La vida siempre se abre paso. Lo hace sin heroísmo, apenas conmovida por el atrezzo en el que la obra (inevitablemente dramática) va discurriendo. El lechero hace su reparto a pesar de los muertos y de los escombros. Lo hace sin heroísmo, convencido de que la rutina es un bálsamo y de que los actores que representan la escena, a pesar de que el teatro se haya venido abajo, deben continuar el espectáculo. La ciudad devastada es Londres en 1.940. El pueblo inglés, al que sinceramente admiro, está hecho de una pasta dura y escasamente rebajable al desencanto o a la tristeza.
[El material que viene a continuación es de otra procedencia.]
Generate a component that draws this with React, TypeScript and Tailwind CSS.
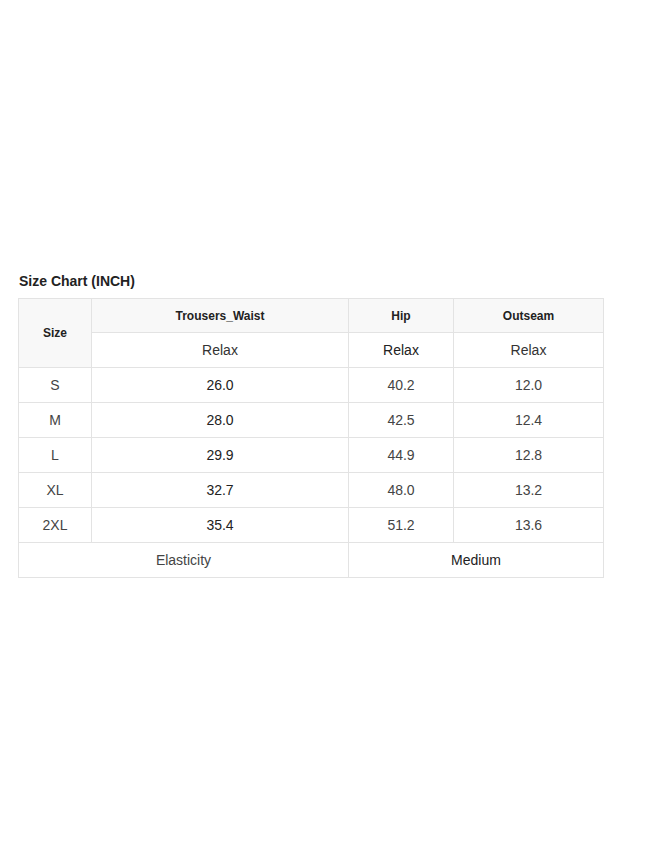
import React from "react";

const rows = [
  ["S", "26.0", "40.2", "12.0"],
  ["M", "28.0", "42.5", "12.4"],
  ["L", "29.9", "44.9", "12.8"],
  ["XL", "32.7", "48.0", "13.2"],
  ["2XL", "35.4", "51.2", "13.6"],
];

export default function App() {
  const cell = "border border-[#e3e3e3] text-center align-middle p-0";
  return (
    <div className="w-[651px] h-[868px] bg-white pt-[271px] pl-[18px]" style={{ fontFamily: '"Liberation Sans", Arial, sans-serif' }}>
      <div className="text-[14px] font-bold text-[#222] leading-[20px] pl-[1px] mb-[7px]">Size Chart (INCH)</div>
      <table className="border-collapse w-[585px] table-fixed">
        <colgroup>
          <col className="w-[73px]" />
          <col className="w-[257px]" />
          <col className="w-[105px]" />
          <col className="w-[150px]" />
        </colgroup>
        <tbody>
          <tr className="h-[34px] bg-[#f8f8f8]">
            <td rowSpan={2} className={`${cell} text-[12px] font-bold text-[#222]`}>Size</td>
            <td className={`${cell} text-[12px] font-bold text-[#222]`}>Trousers_Waist</td>
            <td className={`${cell} text-[12px] font-bold text-[#222]`}>Hip</td>
            <td className={`${cell} text-[12px] font-bold text-[#222]`}>Outseam</td>
          </tr>
          <tr className="h-[35px]">
            <td className={`${cell} text-[14px] text-[#333] bg-white`}>Relax</td>
            <td className={`${cell} text-[14px] text-[#222] bg-white`}>Relax</td>
            <td className={`${cell} text-[14px] text-[#333] bg-white`}>Relax</td>
          </tr>
          {rows.map((r) => (
            <tr key={r[0]} className="h-[35px]">
              <td className={`${cell} text-[14px] text-[#444]`}>{r[0]}</td>
              <td className={`${cell} text-[14px] text-[#222]`}>{r[1]}</td>
              <td className={`${cell} text-[14px] text-[#444]`}>{r[2]}</td>
              <td className={`${cell} text-[14px] text-[#444]`}>{r[3]}</td>
            </tr>
          ))}
          <tr className="h-[35px]">
            <td colSpan={2} className={`${cell} text-[14px] text-[#444]`}>Elasticity</td>
            <td colSpan={2} className={`${cell} text-[14px] text-[#222]`}>Medium</td>
          </tr>
        </tbody>
      </table>
    </div>
  );
}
Me imagino uno de esos diálogos victorianos de fluida y pomposa sintaxis en los que el lechero, a la puerta devastada de la eventual cliente, se excusa por la falta de decoro en la indumentaria y por el retraso que causaron las bombas y las trincheras e insistirá (sin aturdir a quien le escucha) en que probablemente mañana será puntual. Todo depende de la impertinente barbarie nazi. Las vacas están a salvo, señora.